▸ **Recorded data**
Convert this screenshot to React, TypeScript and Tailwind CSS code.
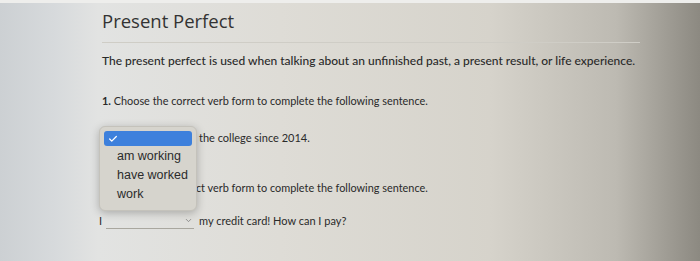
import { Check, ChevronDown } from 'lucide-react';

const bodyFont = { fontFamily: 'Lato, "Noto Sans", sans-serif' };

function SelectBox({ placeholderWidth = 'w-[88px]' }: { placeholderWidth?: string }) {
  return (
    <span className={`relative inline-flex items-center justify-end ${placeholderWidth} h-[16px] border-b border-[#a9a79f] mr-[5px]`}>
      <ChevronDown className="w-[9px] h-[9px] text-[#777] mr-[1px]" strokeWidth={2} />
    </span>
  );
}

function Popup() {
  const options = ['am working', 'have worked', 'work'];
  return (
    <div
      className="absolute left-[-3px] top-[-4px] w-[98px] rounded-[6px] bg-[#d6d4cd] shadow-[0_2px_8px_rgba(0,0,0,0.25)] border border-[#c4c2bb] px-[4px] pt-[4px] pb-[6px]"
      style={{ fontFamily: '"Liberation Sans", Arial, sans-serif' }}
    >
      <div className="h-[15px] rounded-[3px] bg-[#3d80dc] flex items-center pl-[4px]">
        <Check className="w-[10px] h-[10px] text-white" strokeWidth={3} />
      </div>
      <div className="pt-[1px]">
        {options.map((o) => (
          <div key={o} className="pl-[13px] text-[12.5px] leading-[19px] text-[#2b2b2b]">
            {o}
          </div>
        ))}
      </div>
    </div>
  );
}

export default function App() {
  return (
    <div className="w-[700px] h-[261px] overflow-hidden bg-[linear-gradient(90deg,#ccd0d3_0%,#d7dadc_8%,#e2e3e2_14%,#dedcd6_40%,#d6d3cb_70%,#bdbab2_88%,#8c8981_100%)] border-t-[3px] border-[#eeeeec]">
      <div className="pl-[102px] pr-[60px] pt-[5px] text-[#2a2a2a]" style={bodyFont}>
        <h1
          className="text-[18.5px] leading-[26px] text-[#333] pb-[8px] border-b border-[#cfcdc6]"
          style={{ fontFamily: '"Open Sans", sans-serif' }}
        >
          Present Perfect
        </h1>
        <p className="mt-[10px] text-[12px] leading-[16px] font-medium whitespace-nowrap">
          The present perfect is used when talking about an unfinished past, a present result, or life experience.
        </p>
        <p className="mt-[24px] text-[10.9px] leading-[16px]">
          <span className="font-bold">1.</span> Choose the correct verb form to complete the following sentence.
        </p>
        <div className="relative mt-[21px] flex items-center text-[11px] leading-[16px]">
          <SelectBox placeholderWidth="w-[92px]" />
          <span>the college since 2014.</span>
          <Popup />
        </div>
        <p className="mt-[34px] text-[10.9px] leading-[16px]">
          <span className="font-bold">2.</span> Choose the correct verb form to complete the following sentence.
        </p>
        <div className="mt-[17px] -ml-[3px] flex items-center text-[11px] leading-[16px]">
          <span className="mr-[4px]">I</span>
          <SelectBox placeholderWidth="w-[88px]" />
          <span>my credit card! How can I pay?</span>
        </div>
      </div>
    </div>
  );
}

▸ **What you will do**
Set the listing down in full and exactly. Pictures within it should not appear in the copy.

▸ **Solution for this problem**
Convert this screenshot to React, TypeScript and Tailwind CSS code.
import { Check, ChevronDown } from 'lucide-react';

const bodyFont = { fontFamily: 'Lato, "Noto Sans", sans-serif' };

function SelectBox({ placeholderWidth = 'w-[88px]' }: { placeholderWidth?: string }) {
  return (
    <span className={`relative inline-flex items-center justify-end ${placeholderWidth} h-[16px] border-b border-[#a9a79f] mr-[5px]`}>
      <ChevronDown className="w-[9px] h-[9px] text-[#777] mr-[1px]" strokeWidth={2} />
    </span>
  );
}

function Popup() {
  const options = ['am working', 'have worked', 'work'];
  return (
    <div
      className="absolute left-[-3px] top-[-4px] w-[98px] rounded-[6px] bg-[#d6d4cd] shadow-[0_2px_8px_rgba(0,0,0,0.25)] border border-[#c4c2bb] px-[4px] pt-[4px] pb-[6px]"
      style={{ fontFamily: '"Liberation Sans", Arial, sans-serif' }}
    >
      <div className="h-[15px] rounded-[3px] bg-[#3d80dc] flex items-center pl-[4px]">
        <Check className="w-[10px] h-[10px] text-white" strokeWidth={3} />
      </div>
      <div className="pt-[1px]">
        {options.map((o) => (
          <div key={o} className="pl-[13px] text-[12.5px] leading-[19px] text-[#2b2b2b]">
            {o}
          </div>
        ))}
      </div>
    </div>
  );
}

export default function App() {
  return (
    <div className="w-[700px] h-[261px] overflow-hidden bg-[linear-gradient(90deg,#ccd0d3_0%,#d7dadc_8%,#e2e3e2_14%,#dedcd6_40%,#d6d3cb_70%,#bdbab2_88%,#8c8981_100%)] border-t-[3px] border-[#eeeeec]">
      <div className="pl-[102px] pr-[60px] pt-[5px] text-[#2a2a2a]" style={bodyFont}>
        <h1
          className="text-[18.5px] leading-[26px] text-[#333] pb-[8px] border-b border-[#cfcdc6]"
          style={{ fontFamily: '"Open Sans", sans-serif' }}
        >
          Present Perfect
        </h1>
        <p className="mt-[10px] text-[12px] leading-[16px] font-medium whitespace-nowrap">
          The present perfect is used when talking about an unfinished past, a present result, or life experience.
        </p>
        <p className="mt-[24px] text-[10.9px] leading-[16px]">
          <span className="font-bold">1.</span> Choose the correct verb form to complete the following sentence.
        </p>
        <div className="relative mt-[21px] flex items-center text-[11px] leading-[16px]">
          <SelectBox placeholderWidth="w-[92px]" />
          <span>the college since 2014.</span>
          <Popup />
        </div>
        <p className="mt-[34px] text-[10.9px] leading-[16px]">
          <span className="font-bold">2.</span> Choose the correct verb form to complete the following sentence.
        </p>
        <div className="mt-[17px] -ml-[3px] flex items-center text-[11px] leading-[16px]">
          <span className="mr-[4px]">I</span>
          <SelectBox placeholderWidth="w-[88px]" />
          <span>my credit card! How can I pay?</span>
        </div>
      </div>
    </div>
  );
}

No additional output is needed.